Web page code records
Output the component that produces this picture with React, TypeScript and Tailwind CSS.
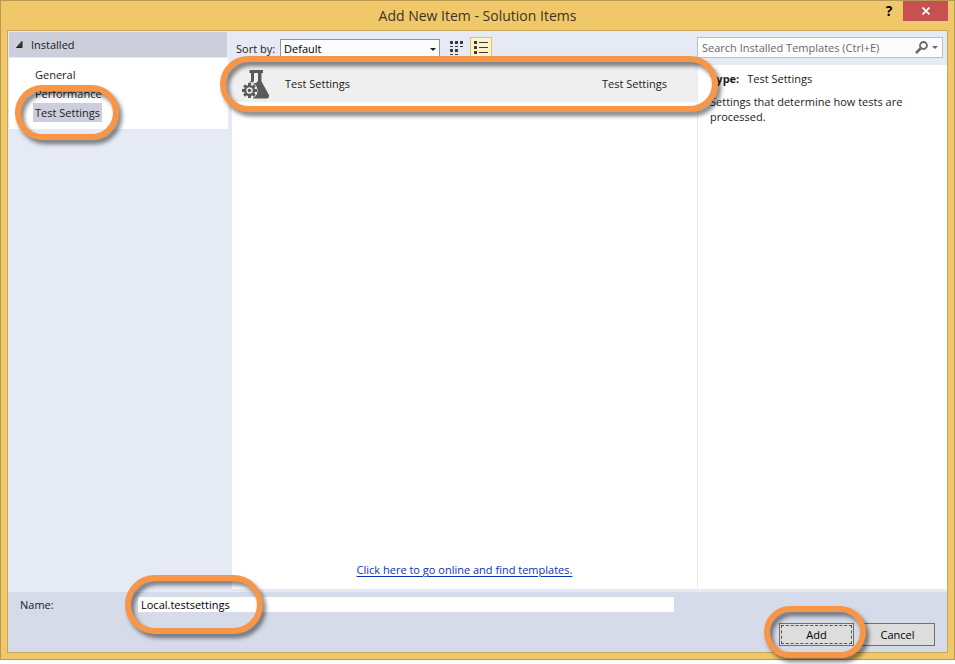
import React from "react";

function Ring({ className }: { className: string }) {
  return (
    <span
      aria-hidden="true"
      className={`pointer-events-none absolute z-10 rounded-full border-6 border-[#f79646] drop-shadow-[3px_4px_2px_rgba(0,0,0,0.5)] ${className}`}
    />
  );
}

function FlaskIcon() {
  return (
    <svg width="28" height="30" viewBox="0 0 28 30" aria-hidden="true">
      <path
        fill="#5b5a59"
        d="M7.500 1H21v3h-1.500v8.500L27 26v2l-1.500 1.500H11L6 14l3-2V4H7.500z"
      />
      <path fill="#efefef" d="M12 4h4v8l-2 2h-4l2-2z" />
      <g transform="translate(7.500 21.500)">
        <circle r="8.200" fill="#efefef" />
        <g fill="#5b5a59">
          <rect x="-1.500" y="-7.500" width="3" height="15" />
          <rect x="-1.500" y="-7.500" width="3" height="15" transform="rotate(45)" />
          <rect x="-1.500" y="-7.500" width="3" height="15" transform="rotate(90)" />
          <rect x="-1.500" y="-7.500" width="3" height="15" transform="rotate(135)" />
          <circle r="5.500" />
        </g>
        <circle r="3.200" fill="#efefef" />
        <circle r="1.800" fill="#5b5a59" />
      </g>
    </svg>
  );
}

function GridIcon() {
  return (
    <svg width="14" height="14" viewBox="0 0 14 14" fill="#3b3b3f" aria-hidden="true">
      <path d="M0 0h3v3H0zM5 0h3v3H5zM10 0h3v3h-3zM0 5h3v1H0zM5 5h3v1H5zM10 5h3v1h-3zM0 8h3v3H0zM5 8h3v3H5zM0 13h3v1H0zM5 13h3v1H5z" />
    </svg>
  );
}

function ListIcon() {
  return (
    <svg width="14" height="14" viewBox="0 0 14 14" fill="#3b3b3f" aria-hidden="true">
      <path d="M0 0h3v3H0zM5 1h9v1H5zM0 5h3v3H0zM5 6h9v1H5zM0 10h3v3H0zM5 11h9v1H5z" />
    </svg>
  );
}

export default function App() {
  return (
    <div className="flex min-h-screen flex-col bg-white pb-1 font-['Open_Sans','Noto_Sans',sans-serif] text-[11px] leading-[15px] text-[#1b1b1c]">
      <div className="flex flex-1 flex-col border border-[#b59a50] bg-[#f0c869] px-1.5 pb-1.5">
        <header className="relative flex h-[29px] items-center justify-center">
          <h1 className="text-sm text-[#3d3424]">Add New Item - Solution Items</h1>
          <div className="absolute -right-1.5 top-0 flex h-5 pr-1.5">
            <button aria-label="Help" className="w-7 text-sm leading-5 font-bold text-black">?</button>
            <button aria-label="Close" className="flex w-[45px] items-center justify-center bg-[#c75050]">
              <svg width="8" height="8" viewBox="0 0 8 8" stroke="#fff" strokeWidth="1.700" aria-hidden="true">
                <path d="M.500 .500l7 7M7.500 .500l-7 7" />
              </svg>
            </button>
          </div>
        </header>

        <main className="flex flex-1 flex-col border border-[#c9a557] bg-[#e6eaf5]">
          <div className="flex flex-1 pb-[3px]">
            <nav className="mr-1 w-[220px] shrink-0 pt-px pl-px">
              <button className="mr-px mb-px flex h-[25px] w-[218px] items-center bg-[#cccedb] pl-[7px] text-left">
                <svg width="7" height="7" viewBox="0 0 7 7" className="mr-2" aria-hidden="true">
                  <path d="M6 .500v6H.500z" fill="#3b3b3f" stroke="#1e1e1e" />
                </svg>
                Installed
              </button>
              <ul className="bg-white pt-1.5 pb-[7px] pl-6">
                <li className="flex h-5 items-center">
                  <button className="px-0.5">General</button>
                </li>
                <li className="flex h-[18px] items-center">
                  <button className="px-0.5">Performance</button>
                </li>
                <li className="flex h-5 items-center">
                  <button className="relative bg-[#cccedb] px-0.5 leading-[19px]">
                    Test Settings
                    <Ring className="-top-[18px] -right-[17px] -bottom-[18px] -left-[18px]" />
                  </button>
                </li>
              </ul>
            </nav>

            <section className="flex min-w-0 flex-1 flex-col">
              <div className="flex h-[34px] items-start pt-1.5 pl-1">
                <label htmlFor="sort" className="mr-[5px] pt-1 whitespace-nowrap">Sort by:</label>
                <div className="relative mt-0.5 w-40">
                  <select id="sort" className="block h-[18px] w-full appearance-none border border-[#8a95a8] bg-[#fcfcfc] px-[3px] text-black">
                    <option>Default</option>
                  </select>
                  <svg width="6" height="3" viewBox="0 0 6 3" className="pointer-events-none absolute top-[9px] right-1" aria-hidden="true">
                    <path d="M0 0h6L3 3z" fill="#1e1e1e" />
                  </svg>
                </div>
                <button aria-label="Small icons" className="ml-1.5 flex h-[22px] w-6 items-center pl-1">
                  <GridIcon />
                </button>
                <button aria-label="List view" className="flex h-[22px] w-[22px] items-center justify-center border border-[#e5c365] bg-[#fff3c9]">
                  <ListIcon />
                </button>
              </div>
              <div className="flex flex-1 flex-col bg-white">
                <button className="relative flex h-[37px] items-center bg-[#efefef] pr-[30px] pl-2.5 text-left">
                  <FlaskIcon />
                  <span className="ml-[15px] flex-1">Test Settings</span>
                  <span>Test Settings</span>
                  <Ring className="-top-[9px] -right-[21px] -bottom-[10px] -left-3" />
                </button>
                <div className="mt-auto pb-3 text-center">
                  <a href="#online" className="text-[#0e2fb8] underline underline-offset-2">
                    Click here to go online and find templates.
                  </a>
                </div>
              </div>
            </section>

            <aside className="flex w-[250px] shrink-0 flex-col">
              <div className="h-[34px] pt-1.5 pr-1">
                <div className="flex h-[21px] items-center border border-[#b8bfcc] bg-[#fcfcfc] pr-1 pl-1">
                  <input
                    type="search"
                    aria-label="Search Installed Templates"
                    placeholder="Search Installed Templates (Ctrl+E)"
                    className="min-w-0 flex-1 bg-transparent outline-none placeholder:text-[#6a6a6f]"
                  />
                  <button aria-label="Search" className="mr-1">
                    <svg width="13" height="13" viewBox="0 0 13 13" fill="none" stroke="#68686c" aria-hidden="true">
                      <circle cx="8.500" cy="4.500" r="3.500" strokeWidth="1.800" />
                      <path d="M6 7l-5 5" strokeWidth="2.500" />
                    </svg>
                  </button>
                  <button aria-label="Search options">
                    <svg width="6" height="3" viewBox="0 0 6 3" aria-hidden="true">
                      <path d="M0 0h6L3 3z" fill="#68686c" />
                    </svg>
                  </button>
                </div>
              </div>
              <div className="flex-1 border-l border-[#e6eaf5] bg-white px-3 pt-1.5">
                <p className="mb-2">
                  <b className="mr-2">Type:</b>
                  Test Settings
                </p>
                <p>Settings that determine how tests are processed.</p>
              </div>
            </aside>
          </div>

          <footer className="bg-[#d6dbe9] px-3 pt-[5px] pb-1.5">
            <div className="flex items-center">
              <label htmlFor="name" className="w-[118px]">Name:</label>
              <div className="relative mr-[261px] flex-1">
                <input id="name" defaultValue="Local.testsettings" className="block h-[15px] w-full bg-white px-[3px] text-black outline-none" />
                <Ring className="-top-[22px] -bottom-[22px] -left-[13px] w-[138px]" />
              </div>
            </div>
            <div className="mt-[11px] flex justify-end gap-1.5">
              <button className="relative z-10 h-[23px] w-[75px] border border-[#707070] bg-[#dddddd] p-px text-black">
                <span className="flex h-full items-center justify-center border border-dashed border-[#555]">Add</span>
                <Ring className="-top-[18px] -right-[13px] -bottom-[13px] -left-4" />
              </button>
              <button className="h-[23px] w-[75px] border border-[#707070] bg-[#dddddd] text-black">Cancel</button>
            </div>
          </footer>
        </main>
      </div>
    </div>
  );
}
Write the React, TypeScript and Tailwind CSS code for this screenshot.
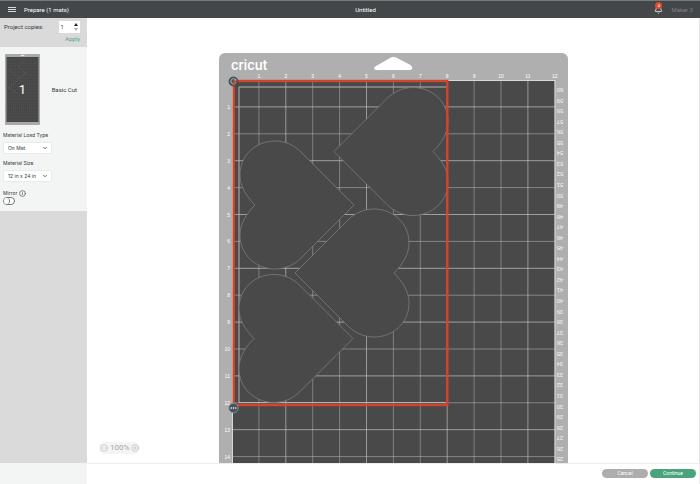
import React from "react";
import { Bell, ChevronDown, CircleMinus, CirclePlus, Info } from "lucide-react";

const STEP = 26.9;
const LEFT = 232;
const TOP = 80;

const columns = Array.from({ length: 12 }, (_, i) => i + 1);
const rows = Array.from({ length: 14 }, (_, i) => i + 1);
const centimetres = Array.from({ length: 36 }, (_, i) => 60 - i);

const HEART =
  "M0 0L-53 -53C-60 -60 -69 -64 -79 -64C-98 -64 -114 -50 -114 -30C-114 -18 -107 -8 -99 0C-107 8 -114 18 -114 30C-114 50 -98 64 -79 64C-69 64 -60 60 -53 53Z";

function Heart({ x, y, flipped = false }: { x: number; y: number; flipped?: boolean }) {
  return (
    <path
      d={HEART}
      transform={`translate(${x} ${y})${flipped ? " scale(-1 1)" : ""}`}
      fill="#494949"
      stroke="#7c7c7c"
      strokeWidth="0.8"
    />
  );
}

function CuttingMat() {
  return (
    <svg
      viewBox="218 53 350 410"
      className="h-[410px] w-[350px] shrink-0"
      role="img"
      aria-label="Cutting mat"
      fontFamily="'Liberation Sans', Arial, sans-serif"
    >
      <path d="M219 500V59a6 6 0 0 1 6-6H562a6 6 0 0 1 6 6V500Z" fill="#afafaf" />
      <path
        d="M376 66L390 58Q393.500 56 397 58L410.500 65Q413 67 412 69Q411.500 70 409 70H377Q374.500 70 374 68.500Q374 67 376 66Z"
        fill="#fff"
      />
      <text x="231" y="70" fontSize="13" fontWeight="600" fill="#fff" fontFamily="Inter, sans-serif">
        cricut
      </text>
      <rect x="232" y="80" width="323" height="420" fill="#494949" />
      <g stroke="#d8d8d8" strokeWidth="1">
        {columns.map((n) => (
          <path key={n} d={`M${LEFT + n * STEP} 80V500`} strokeOpacity={n % 3 === 2 ? 0.55 : 0.38} />
        ))}
        {rows.map((n) => (
          <path key={n} d={`M232 ${TOP + n * STEP}H555`} strokeOpacity={n % 2 ? 0.6 : 0.42} />
        ))}
        <path d="M232.500 500V80.500H555" fill="none" />
        <path d="M555 80V500" />
      </g>
      <g fontSize="5" fill="#fff" textAnchor="middle">
        {columns.map((n) => (
          <text key={n} x={LEFT + n * STEP} y="78">
            {n}
          </text>
        ))}
      </g>
      <g fontSize="5" fill="#fff" textAnchor="end">
        {rows.map((n) => (
          <text key={n} x="230" y={TOP + 2 + n * STEP}>
            {n}
          </text>
        ))}
      </g>
      <g fontSize="6" fill="#f4f4f4" textAnchor="middle">
        {centimetres.map((n, i) => (
          <text key={n} transform={`translate(560 ${88 + i * 10.55}) rotate(180)`}>
            {n}
          </text>
        ))}
      </g>
      <path d="M239 403V87H447M239 402.500H447" fill="none" stroke="#b4b4b4" />
      <Heart x={334} y={151.5} flipped />
      <Heart x={354} y={205} />
      <Heart x={353} y={338.5} />
      <Heart x={295} y={273} flipped />
      <rect x="233.700" y="81" width="213.600" height="324" fill="none" stroke="#d2452c" strokeWidth="2.400" />
      <circle cx="233.500" cy="81.500" r="4.500" fill="#4b5257" stroke="#3a4147" strokeWidth="0.8" />
      <path d="M235.500 79.800a2.600 2.600 0 1 0 .4 2.400M235.800 78.800v1.600h-1.600" fill="none" stroke="#cfd3d6" strokeWidth="0.8" />
      <path d="M234 86V81H238" fill="none" stroke="#d2452c" strokeWidth="1.200" />
      <circle cx="233.500" cy="408" r="4.800" fill="#48545b" stroke="#9aa3a8" strokeWidth="0.7" />
      <g fill="#fff">
        <circle cx="231.200" cy="408" r="0.800" />
        <circle cx="233.500" cy="408" r="0.800" />
        <circle cx="235.800" cy="408" r="0.800" />
      </g>
    </svg>
  );
}

function MatThumbnail() {
  return (
    <svg viewBox="0 0 35 71" className="h-[71px] w-[35px] shrink-0" role="img" aria-label="Mat 1">
      <rect width="35" height="71" rx="1" fill="#a9a9a9" />
      <rect x="1.500" y="3" width="32" height="65" fill="#474747" />
      <path d="M15 1.800h5l-2.500-1.300Z" fill="#fff" />
      <g stroke="#777" strokeWidth="0.500" strokeDasharray="1 1">
        {Array.from({ length: 21 }, (_, i) => (
          <path key={i} d={`M2 ${6 + i * 3}H33`} strokeOpacity="0.6" />
        ))}
      </g>
      <path d="M21 6L13 12L21 20M3 15L14 24L3 35M14 24L22 19M3 33L13 40" fill="none" stroke="#606060" strokeWidth="0.500" />
      <text x="17.500" y="40" fontSize="13" fill="#fff" textAnchor="middle" fontFamily="Roboto, sans-serif">
        1
      </text>
    </svg>
  );
}

function SelectField({ id, label, value }: { id: string; label: string; value: string }) {
  return (
    <div className="flex flex-col gap-[3px]">
      <label htmlFor={id} className="text-[5px]">
        {label}
      </label>
      <div className="grid w-[49px] items-center">
        <select
          id={id}
          defaultValue={value}
          className="col-start-1 row-start-1 h-3 w-full appearance-none border border-[#e9ebea] bg-white pl-1 text-[5px] leading-none"
        >
          <option>{value}</option>
        </select>
        <ChevronDown className="pointer-events-none col-start-1 row-start-1 mr-1 size-[6px] justify-self-end" strokeWidth={3} />
      </div>
    </div>
  );
}

export default function App() {
  return (
    <div className="flex h-screen flex-col overflow-hidden bg-white font-['Inter',sans-serif] text-[5px] leading-2 text-[#33383b]">
      <header className="grid h-[18px] shrink-0 grid-cols-3 items-center border-t border-[#737c7d] bg-[#43474a] pr-[7px] pl-2 font-['Roboto',sans-serif] text-[6px] text-white">
        <div className="flex items-center gap-2">
          <button aria-label="Menu" className="flex w-2 flex-col gap-px">
            <span className="h-px bg-[#d5d7d8]" />
            <span className="h-px bg-[#d5d7d8]" />
            <span className="h-px bg-[#d5d7d8]" />
          </button>
          <span>Prepare (1 mats)</span>
        </div>
        <h1 className="pl-[30px] text-center">Untitled</h1>
        <div className="flex items-center justify-end gap-2">
          <button aria-label="Notifications" className="relative">
            <Bell className="size-[9px]" />
            <span className="absolute -top-[3px] left-px flex size-[7px] items-center justify-center rounded-full bg-[#e2492c] text-[4px] leading-none">
              4
            </span>
          </button>
          <span className="text-[#7c8082]">Maker 3</span>
        </div>
      </header>

      <div className="flex min-h-0 flex-1">
        <aside className="flex w-[87px] shrink-0 flex-col bg-[#dadada]">
          <div className="flex h-[29px] flex-col gap-[2px] pt-[3px] pr-[7px] pl-1">
            <div className="flex items-center justify-between">
              <label htmlFor="copies" className="font-['Roboto',sans-serif] text-[6px]">
                Project copies:
              </label>
              <div className="flex h-3 w-[21px] items-center bg-white pr-[2px]">
                <input id="copies" defaultValue="1" className="w-full min-w-0 pl-[2px] outline-none" />
                <div className="flex flex-col gap-[2px]">
                  <button aria-label="More copies">
                    <svg viewBox="0 0 4 3" className="h-[3px] w-1">
                      <path d="M2 0L4 3H0Z" fill="#222" />
                    </svg>
                  </button>
                  <button aria-label="Fewer copies">
                    <svg viewBox="0 0 4 3" className="h-[3px] w-1">
                      <path d="M2 3L4 0H0Z" fill="#aaa" />
                    </svg>
                  </button>
                </div>
              </div>
            </div>
            <button className="self-end font-['Roboto',sans-serif] text-[6px] text-[#4aa981]">Apply</button>
          </div>

          <div className="flex h-[164px] flex-col bg-[#f3f5f4] px-[3px] pt-[7px]">
            <div className="flex items-center justify-between pr-[7px] pl-[2px]">
              <MatThumbnail />
              <span className="font-['Roboto',sans-serif] text-[6px]">Basic Cut</span>
            </div>
            <div className="flex flex-col gap-[5px] pt-[6px]">
              <SelectField id="load" label="Material Load Type" value="On Mat" />
              <SelectField id="size" label="Material Size" value="12 in x 24 in" />
            </div>
            <div className="flex flex-col pt-[7px]">
              <div className="flex items-center gap-[2px]">
                <label htmlFor="mirror">Mirror</label>
                <Info className="size-[7px]" />
              </div>
              <label htmlFor="mirror" className="flex h-2 w-3 rounded-full border border-[#777] bg-white">
                <input id="mirror" type="checkbox" className="size-[6px] appearance-none rounded-full border-r border-[#777] bg-white" />
              </label>
            </div>
          </div>
        </aside>

        <main className="relative flex min-w-0 flex-1 justify-center overflow-hidden border-r border-[#e3e3e3] pt-[35px]">
          <CuttingMat />
          <div className="absolute bottom-[9px] left-3 flex h-3 items-center gap-[2px] rounded-full bg-[#f3f4f4] px-px font-['Roboto',sans-serif] text-[8px] text-[#a6a6a6]">
            <button aria-label="Zoom out">
              <CircleMinus className="size-2" strokeWidth={1.5} />
            </button>
            <span>100%</span>
            <button aria-label="Zoom in">
              <CirclePlus className="size-2" strokeWidth={1.5} />
            </button>
          </div>
        </main>
      </div>

      <footer className="flex h-[21px] shrink-0">
        <div className="w-[87px] bg-[#f3f5f4]" />
        <div className="flex flex-1 items-center justify-end gap-[2px] border-t border-r border-[#ececec] pr-[3px] pb-px font-['Roboto',sans-serif] text-white">
          <button className="h-[9px] w-[46px] rounded-full bg-[#adadad] leading-none">Cancel</button>
          <button className="h-[9px] w-[46px] rounded-full bg-[#4aa37a] leading-none">Continue</button>
        </div>
      </footer>
    </div>
  );
}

** Task goal **
Output exactly the lines from the one containing "Write the React, TypeScript" through the one containing "0L-53 -53C-60 -60", both included, and nothing else; leave out any pictures.

** Written response **
Write the React, TypeScript and Tailwind CSS code for this screenshot.
import React from "react";
import { Bell, ChevronDown, CircleMinus, CirclePlus, Info } from "lucide-react";

const STEP = 26.9;
const LEFT = 232;
const TOP = 80;

const columns = Array.from({ length: 12 }, (_, i) => i + 1);
const rows = Array.from({ length: 14 }, (_, i) => i + 1);
const centimetres = Array.from({ length: 36 }, (_, i) => 60 - i);

const HEART =
  "M0 0L-53 -53C-60 -60 -69 -64 -79 -64C-98 -64 -114 -50 -114 -30C-114 -18 -107 -8 -99 0C-107 8 -114 18 -114 30C-114 50 -98 64 -79 64C-69 64 -60 60 -53 53Z";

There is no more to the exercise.